Fries: Jetzt ist die Medienlandschaft ja heute eine ganz andere als 1980. Der Trend geht ja eigentlich immer mehr zu kürzeren Formaten. Also die schnelle Nachricht online, die Schlagzeile auf der Leinwand im Bahnhof, die Push-Nachricht aufs Handy. Wie können Sie da mit dem Dokumentarfilm überhaupt noch gegenhalten? Ist das nicht außerhalb des Trends?
Frickel: Unsere Erfahrung ist, das haben wir jetzt gerade auch im Bundesland Hessen bei einem landesweiten Dokumentarfilmtag festgestellt, dass es durchaus ein Publikum gibt für diese Art von Dokumentarfilm, die wir meinen. Und auch für das genaue Hinsehen. Ich schließe da ja auch die Formate gar nicht aus, aber auch da kann man durchaus noch mehr machen. Also, das Publikum gibt es, es muss nur auch gepflegt werden. Und das wird leider ein bisschen vernachlässigt, und ich glaube, dass der öffentlich finanzierte Rundfunk auch überhaupt nicht den Auftrag hat, möglichst viele Zuschauer hinter einer bestimmten Sendung zu versammeln. Sondern er hat den Auftrag, möglichst vielen Gruppen und Milieus in unserer Gesellschaft möglichst viel anzubieten. Die Vielfalt ist das Ziel, und da lässt sich durchaus einiges noch machen.
Fries: Dokumentarfilme gibt es ja inzwischen auch bei Streamingdiensten wie Netflix und Amazon. Sie als Dokumentarfilmer – brauchen Sie den öffentlich-rechtlichen Rundfunk denn noch?
Frickel: Das ist ja gar nicht unbedingt die Frage, ob wir ihn brauchen. Natürlich brauchen wir ihn. Diese Veranstaltung öffentlich-rechtlicher Rundfunk setzt ja 9.000 Millionen Euro im Jahr um. Und die Aufgabe, die ihm durch die Rundfunkstaatsverträge gestellt wurde, ist ja, dass da die Dokumentarfilme bzw. die Informationen, wie wir sie bieten.
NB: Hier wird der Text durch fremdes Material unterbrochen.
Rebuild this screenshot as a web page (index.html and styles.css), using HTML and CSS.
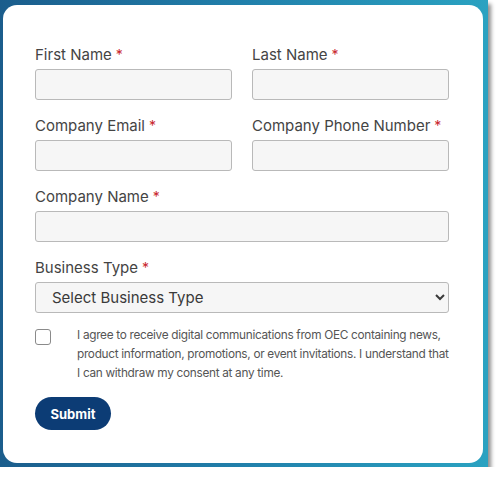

Und wir sagen immer: Wir bieten nicht nur Informationen, sondern wir bieten eigentlich alles, was den öffentlich-rechtlichen Rundfunk kennzeichnen sollte, nämlich Information, Beratung und Kultur und auch Unterhaltung. Es ist umgekehrt so, der öffentlich-rechtliche Rundfunk braucht uns eigentlich: Dokumentaristen. Und da ist es eigentlich sehr bedauerlich, dass wir so ein bisschen stiefmütterlich behandelt werden.